We all know that the pretty flowering yellow and white herb chamomile is advantageous to your health in so many ways. It’s renowned for its incredible health benefits and calming properties that can help you sleep, aid digestion, reduce anxiety, and improve a variety of skin conditions. Sounds ideal when you are looking after your baby.
Chamomile is the common name for the daisy-like flower. It is derived from the Greek word chamomíli, which translates into ‘earth apple’ and perfectly describes its apple-like aroma. Interestingly the botanical name of the most widely cultivated type, Matricaria, is derived from the Latin word for womb.
Herbs have been integral to traditional and non-traditional forms of medicine, dating back at least five millennia. Chamomile is one of the oldest, most widely used, and well documented medicinal plants globally and recommended for various healing applications.
Giving birth is one of the most important things a woman will experience in her life, but it’s full of responsibility and decisions. A big decision that a lot of mums make is that they choose to breastfeed their baby every day instead of use baby formula. When they do this they have to do a lot of research to make sure they’re doing it right. Are they feeding their baby enough? Because sometimes it’s hard to tell. If they’ve used a milk pump how long does it last before going off? As it doesn’t last as long as you think. Is anything in their diet potentially harmful to their baby? You’ll want to make conscious nursing decisions as you feed your newborn baby. Everything that you eat or drink will affect you both.

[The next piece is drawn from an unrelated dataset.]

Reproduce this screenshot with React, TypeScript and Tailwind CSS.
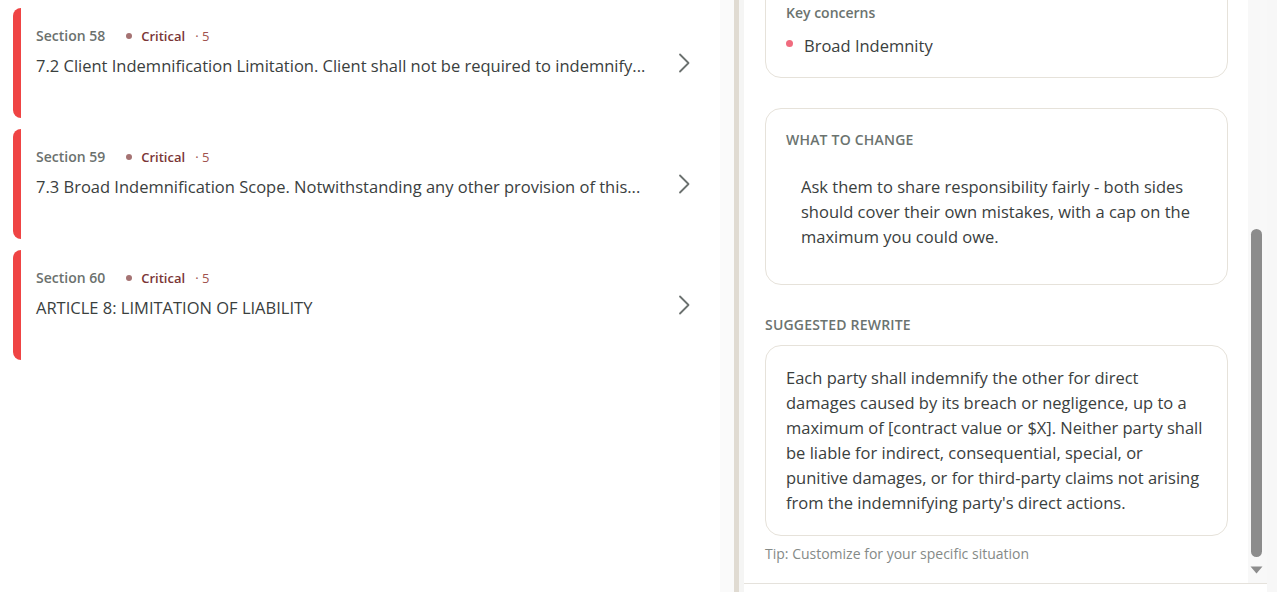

So let’s explore the benefits of drinking chamomile tea while you breastfeed.
Caffeine acts as a central nervous system stimulant. When caffeine reaches your brain, the most noticeable effect is alertness, and you will feel less tired and more awake. It is therefore important to reduce your caffeine intake so that you don’t have a hyper baby. Replace most of your caffeine drinks with herbal varieties instead and make sure that they are breastfeeding friendly. Remember that whatever you consume will also be in your milk.
Organic Is Best
Where ever possible in your diet, go organic, particularly when it concerns chamomile tea brands. It’s known that many non-organic herb farms can use substantial amounts of pesticides during the growing process. The chemicals will end up in your tisanes or teas and have a direct effect on you and your baby. Choose your chamomile tea wisely and go organic to avoid unnecessary additives.
Is Chamomile Safe?
Herbalists, nutritionists, and mothers have used chamomile for centuries. Although there have been limited studies into the herb and breastfeeding infants, it is thought to be safe. It possesses numerous benefits for sleeplessness and tummy troubles such as colic. Not only is it calming in your milk, but you can also use it topically for any minor skin problems, diaper rash, and cracked nipples. Older toddlers can drink chamomile in their sippy cups before bed too.
What Are The Benefits?
Not only does chamomile taste gorgeous, but it’s also bursting with goodness that can help you heal, including calcium and magnesium. What’s more, drinking a warming cup of chamomile at bedtime will help you relax; the goodness is transmitted into your milk and helps calm your baby, so you both sleep well. A 2015 study in Taiwan showed that 40% of postnatal women reported improved sleep quality after drinking chamomile tea.
Chamomile is the master of provoking calmness and automatically soothes any tummy troubles your baby might be experiencing and is excellent for digestion. It’s like a gentle, calm cloud that cures all baby upsets.
Chamomile And Colds
A 2010 Mol Med Report suggests that chamomile can help ease the symptoms of the common cold and relieve any associated anxiety. Chamomile tea has beneficial antibacterial properties that can help treat common cold-related infections.
Does Chamomile Tea Increase Breast Milk Supply?
There is some evidence, albeit anecdotal, that chamomile tea has galactagogue properties that promote plant-derived lactation in humans. Although there is insufficient research about chamomile’s effects on breast milk production, it is thought that if you take time to prepare chamomile tea and give yourself time to enjoy drinking it, it will allow you to relax.
In turn, this nurturing time will make you worry less about your milk supply, and you may produce more. Scientifically, the most reliable method of increasing milk supply is to nurse your baby more often.
The Best Way to Select Chamomile Tea
Always go for brands that are pure and organic; look out for chamomile tea that is USDA-certified organic. This will ensure that the chamomile contains no pesticides and is processed with strict hygiene standards. If you like loose tea, choose a brand with a factory sealed pack; not only will the tea be fresh, but free from contaminants.
Alternatively, try plastic-free tea bags for ease. Before buying, always check the ingredients to ensure that the chamomile is pure. Make sure to store the team in an airtight container away from sunlight.
Although it is very rare, you or your baby might be allergic to chamomile. If you are at all concerned, then you can try a skin test, which means to rub a little bit of the tea onto your or your baby’s skin and wait for a few hours to see if there is a reaction. If there is no redness or irritation, then you should be OK. If you have any concerns, contact your health professional.
Overall, chamomile tea is beautifully restful, and you and your baby should enjoy the calmness that it evokes.